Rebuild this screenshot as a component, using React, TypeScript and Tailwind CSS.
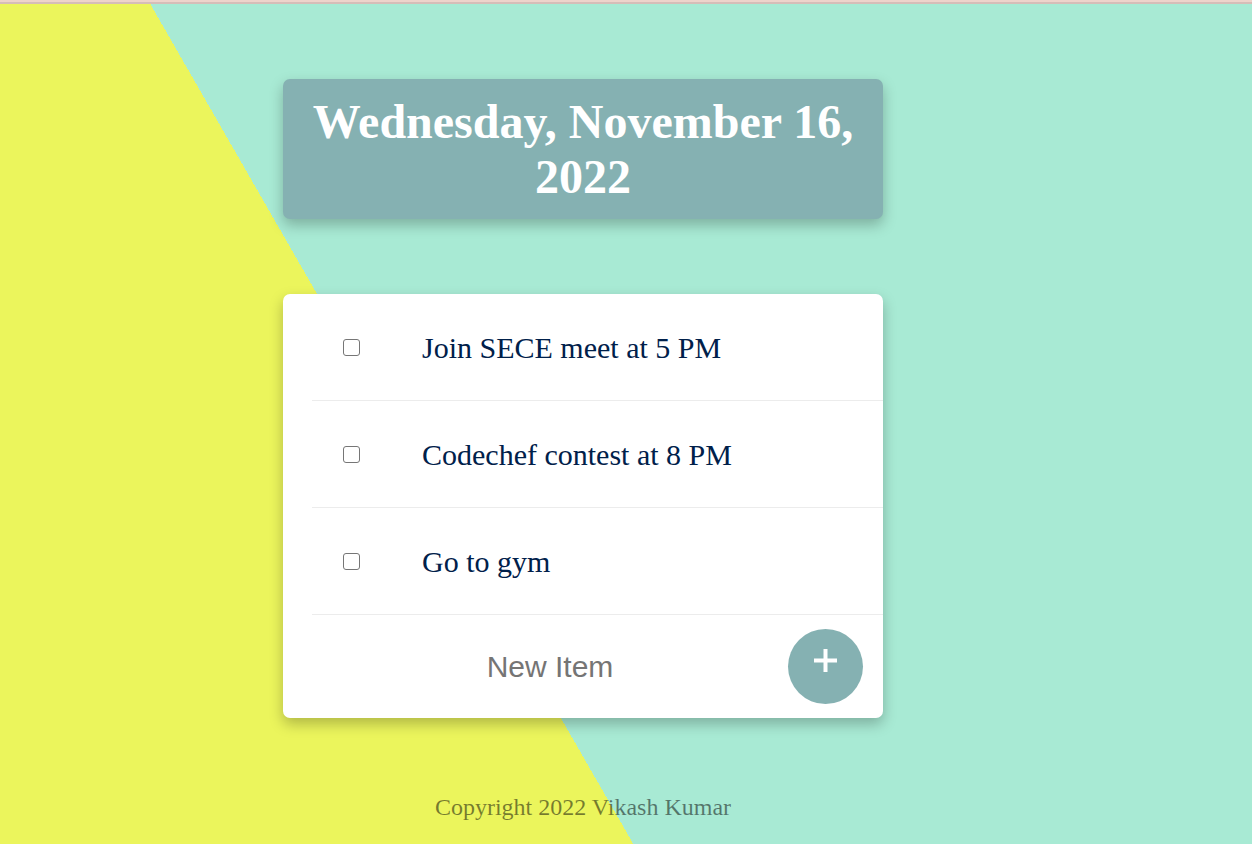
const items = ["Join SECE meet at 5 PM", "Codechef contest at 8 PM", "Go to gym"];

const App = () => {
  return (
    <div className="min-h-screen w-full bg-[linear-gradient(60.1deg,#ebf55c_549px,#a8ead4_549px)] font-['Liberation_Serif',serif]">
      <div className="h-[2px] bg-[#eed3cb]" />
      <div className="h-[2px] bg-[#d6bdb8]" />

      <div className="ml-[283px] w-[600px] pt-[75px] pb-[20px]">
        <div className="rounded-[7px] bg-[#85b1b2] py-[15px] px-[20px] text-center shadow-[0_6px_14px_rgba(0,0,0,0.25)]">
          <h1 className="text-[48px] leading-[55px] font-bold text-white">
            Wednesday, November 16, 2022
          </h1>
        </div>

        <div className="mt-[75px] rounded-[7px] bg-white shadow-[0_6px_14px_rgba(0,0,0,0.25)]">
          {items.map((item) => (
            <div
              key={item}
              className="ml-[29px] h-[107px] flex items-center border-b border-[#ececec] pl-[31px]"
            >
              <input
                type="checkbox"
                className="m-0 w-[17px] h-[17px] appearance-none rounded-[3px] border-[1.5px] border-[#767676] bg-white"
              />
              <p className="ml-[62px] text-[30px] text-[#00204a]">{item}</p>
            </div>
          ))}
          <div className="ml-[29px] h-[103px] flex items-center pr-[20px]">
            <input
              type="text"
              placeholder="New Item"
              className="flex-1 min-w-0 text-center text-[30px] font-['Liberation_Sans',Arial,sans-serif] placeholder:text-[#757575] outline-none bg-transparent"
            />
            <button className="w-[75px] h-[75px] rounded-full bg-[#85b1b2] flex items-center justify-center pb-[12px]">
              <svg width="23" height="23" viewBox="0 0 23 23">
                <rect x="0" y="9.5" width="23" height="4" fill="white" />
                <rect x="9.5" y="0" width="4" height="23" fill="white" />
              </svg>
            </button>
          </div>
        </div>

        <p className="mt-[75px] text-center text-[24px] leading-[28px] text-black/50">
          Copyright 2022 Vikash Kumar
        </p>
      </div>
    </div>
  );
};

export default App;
----------
(Task to carry out) Do not include the images; transcribe the rest of the listing exactly.

(Task output)
Rebuild this screenshot as a component, using React, TypeScript and Tailwind CSS.
const items = ["Join SECE meet at 5 PM", "Codechef contest at 8 PM", "Go to gym"];

const App = () => {
  return (
    <div className="min-h-screen w-full bg-[linear-gradient(60.1deg,#ebf55c_549px,#a8ead4_549px)] font-['Liberation_Serif',serif]">
      <div className="h-[2px] bg-[#eed3cb]" />
      <div className="h-[2px] bg-[#d6bdb8]" />

      <div className="ml-[283px] w-[600px] pt-[75px] pb-[20px]">
        <div className="rounded-[7px] bg-[#85b1b2] py-[15px] px-[20px] text-center shadow-[0_6px_14px_rgba(0,0,0,0.25)]">
          <h1 className="text-[48px] leading-[55px] font-bold text-white">
            Wednesday, November 16, 2022
          </h1>
        </div>

        <div className="mt-[75px] rounded-[7px] bg-white shadow-[0_6px_14px_rgba(0,0,0,0.25)]">
          {items.map((item) => (
            <div
              key={item}
              className="ml-[29px] h-[107px] flex items-center border-b border-[#ececec] pl-[31px]"
            >
              <input
                type="checkbox"
                className="m-0 w-[17px] h-[17px] appearance-none rounded-[3px] border-[1.5px] border-[#767676] bg-white"
              />
              <p className="ml-[62px] text-[30px] text-[#00204a]">{item}</p>
            </div>
          ))}
          <div className="ml-[29px] h-[103px] flex items-center pr-[20px]">
            <input
              type="text"
              placeholder="New Item"
              className="flex-1 min-w-0 text-center text-[30px] font-['Liberation_Sans',Arial,sans-serif] placeholder:text-[#757575] outline-none bg-transparent"
            />
            <button className="w-[75px] h-[75px] rounded-full bg-[#85b1b2] flex items-center justify-center pb-[12px]">
              <svg width="23" height="23" viewBox="0 0 23 23">
                <rect x="0" y="9.5" width="23" height="4" fill="white" />
                <rect x="9.5" y="0" width="4" height="23" fill="white" />
              </svg>
            </button>
          </div>
        </div>

        <p className="mt-[75px] text-center text-[24px] leading-[28px] text-black/50">
          Copyright 2022 Vikash Kumar
        </p>
      </div>
    </div>
  );
};

export default App;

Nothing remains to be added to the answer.